A última e fatal etapa do percurso do guerrilheiro argentino foi uma tragédia. Isso aparece em várias obras, como "A Ditadura Envergonhada", de Elio Gaspari, e até em argumentos proselitistas como o do filme de Steven Soderbergh, "Che". Chegou disfarçado a La Paz, de cabeça rapada, fato e gravata, onde já se encontrava Tania, a misteriosa agente cubana de ascendência alemã a preparar-lhe o terreno. Teve dificuldades em tornar os candidatos locais em combatentes pelo menos melhores do que os de Kabila, no Congo, e em discipliná-los. E mais ainda em convencer Mario Monge, o chefe do PC boliviano, a alinhar na rebelião, foco de uma ansiada sublevação continental.

Tudo isto no entanto num misto de sonho e morte, com pouco para rir e é aqui que passamos ao "Método Prático de Guerrilha", de Marcelo Ferroni, editor da Alfaguara, uma casa com responsabilidades. O autor estudou durante anos o percurso do combatente, hesitando entre a biografia e o romance histórico, acabando, na sequência da leitura entretanto de "Che Guevara: A Biography", de Daniel James, por optar por um thriller, explorando à exaustão, com propósitos humorísticos, as dificuldades e as contradições do autor de "A Guerra de Guerrilha", que morrerá às mãos do soldado Mario Terán.

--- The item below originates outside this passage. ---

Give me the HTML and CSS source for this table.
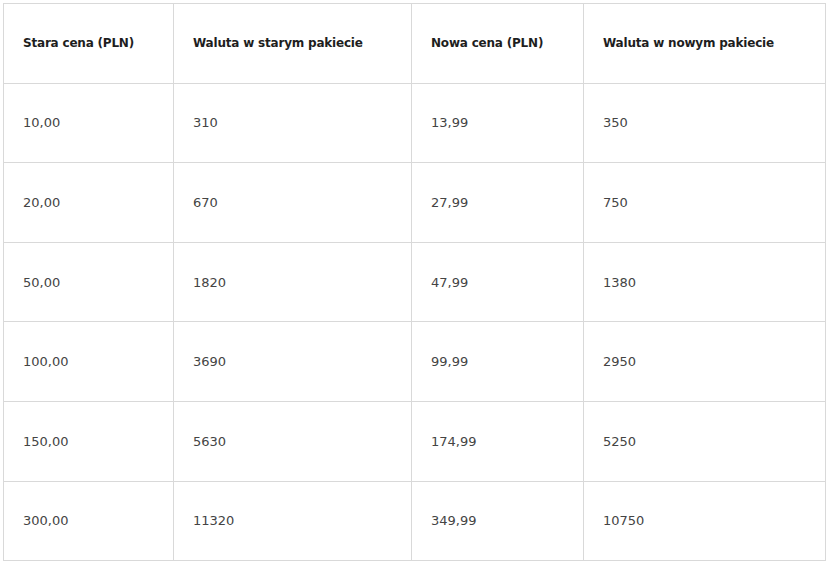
FILE: index.html
```html
<!DOCTYPE html>
<html lang="pl">
<head>
<meta charset="utf-8">
<link rel="stylesheet" href="styles.css">
</head>
<body>
<table class="price-table">
  <colgroup>
    <col class="c1"><col class="c2"><col class="c3"><col class="c4">
  </colgroup>
  <thead>
    <tr><th>Stara cena (PLN)</th><th>Waluta w starym pakiecie</th><th>Nowa cena (PLN)</th><th>Waluta w nowym pakiecie</th></tr>
  </thead>
  <tbody>
    <tr><td>10,00</td><td>310</td><td>13,99</td><td>350</td></tr>
    <tr><td>20,00</td><td>670</td><td>27,99</td><td>750</td></tr>
    <tr><td>50,00</td><td>1820</td><td>47,99</td><td>1380</td></tr>
    <tr><td>100,00</td><td>3690</td><td>99,99</td><td>2950</td></tr>
    <tr><td>150,00</td><td>5630</td><td>174,99</td><td>5250</td></tr>
    <tr><td>300,00</td><td>11320</td><td>349,99</td><td>10750</td></tr>
  </tbody>
</table>
</body>
</html>
```
FILE: styles.css
```css
html, body {
  margin: 0;
  background: #fff;
}
body {
  padding: 3px;
  font-family: "DejaVu Sans", Verdana, sans-serif;
}
.price-table {
  border-collapse: collapse;
  table-layout: fixed;
  width: 822px;
}
.c1 { width: 170px; }
.c2 { width: 238px; }
.c3 { width: 172px; }
.c4 { width: 242px; }
.price-table th,
.price-table td {
  border: 1px solid #d9d9d9;
  height: 79.6px;
  padding: 0 0 0 19px;
  text-align: left;
  vertical-align: middle;
  box-sizing: border-box;
}
.price-table th {
  font-size: 12px;
  letter-spacing: -0.2px;
  font-weight: bold;
  color: #1e1e1e;
}
.price-table td {
  font-size: 13px;
  color: #444;
}
```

De repente o mito de uma geração, que Korda retratou com os olhos postos num mundo que mais ninguém vê, cai a pique, na boca de um narrador baseado no mais do que suspeito diário de Benigno, braço-direito do combatente, para o nível do líder de um bando de desordeiros, que nem pensamentos têm quanto mais sonhos. O herói é um gajo que se agordalhou depois de umas feriazinhas na Checoslováquia, que passa a vida estendido numa rede, a fumar cachimbo e a reler "A Cartuxa de Parma", que não se sabe orientar na selva, que se borra quando entra em stress e tresanda tanto que qualquer cão de René Barrientos dá com ele. Os seus homens são uma mescla de ex-ministros cubanos, como Alejandro, incompetentes, garotos imberbes como Benjamim, alcoólicos como Loro, ladrões de galinhas ou índios que não distinguem a mão direita da esquerda - uns comemierdas. Tania deixa o estatuto histórico de misteriosa para o de uma mulher provocadora, que troca de roupa à frente dos guerrilheiros e passa a vida a choramingar e a fazer listas de queixinhas - a fazê-las ao Che, que, depois de fazer amor com ela, lhe vira as costas.

"Método Prático de Guerrilha", de Marcelo Ferroni, nascido em 1974, assente em documentos e muito estudo, não anseia ser nem um livro de história nem uma reportagem. É um romance, onde ninguém deverá procurar verdades. É uma narrativa de factos descontextualizados e sobre o excesso de auto-estima, a sobrevalorização dos sonhos e os erros fatais que espreitam todos os ideais. Neste sentido poderá ser um excelente livro, até porque atrai pela escrita, cuidada, fluente, directa. Pior só para quem não tem o mesmo sentido de humor.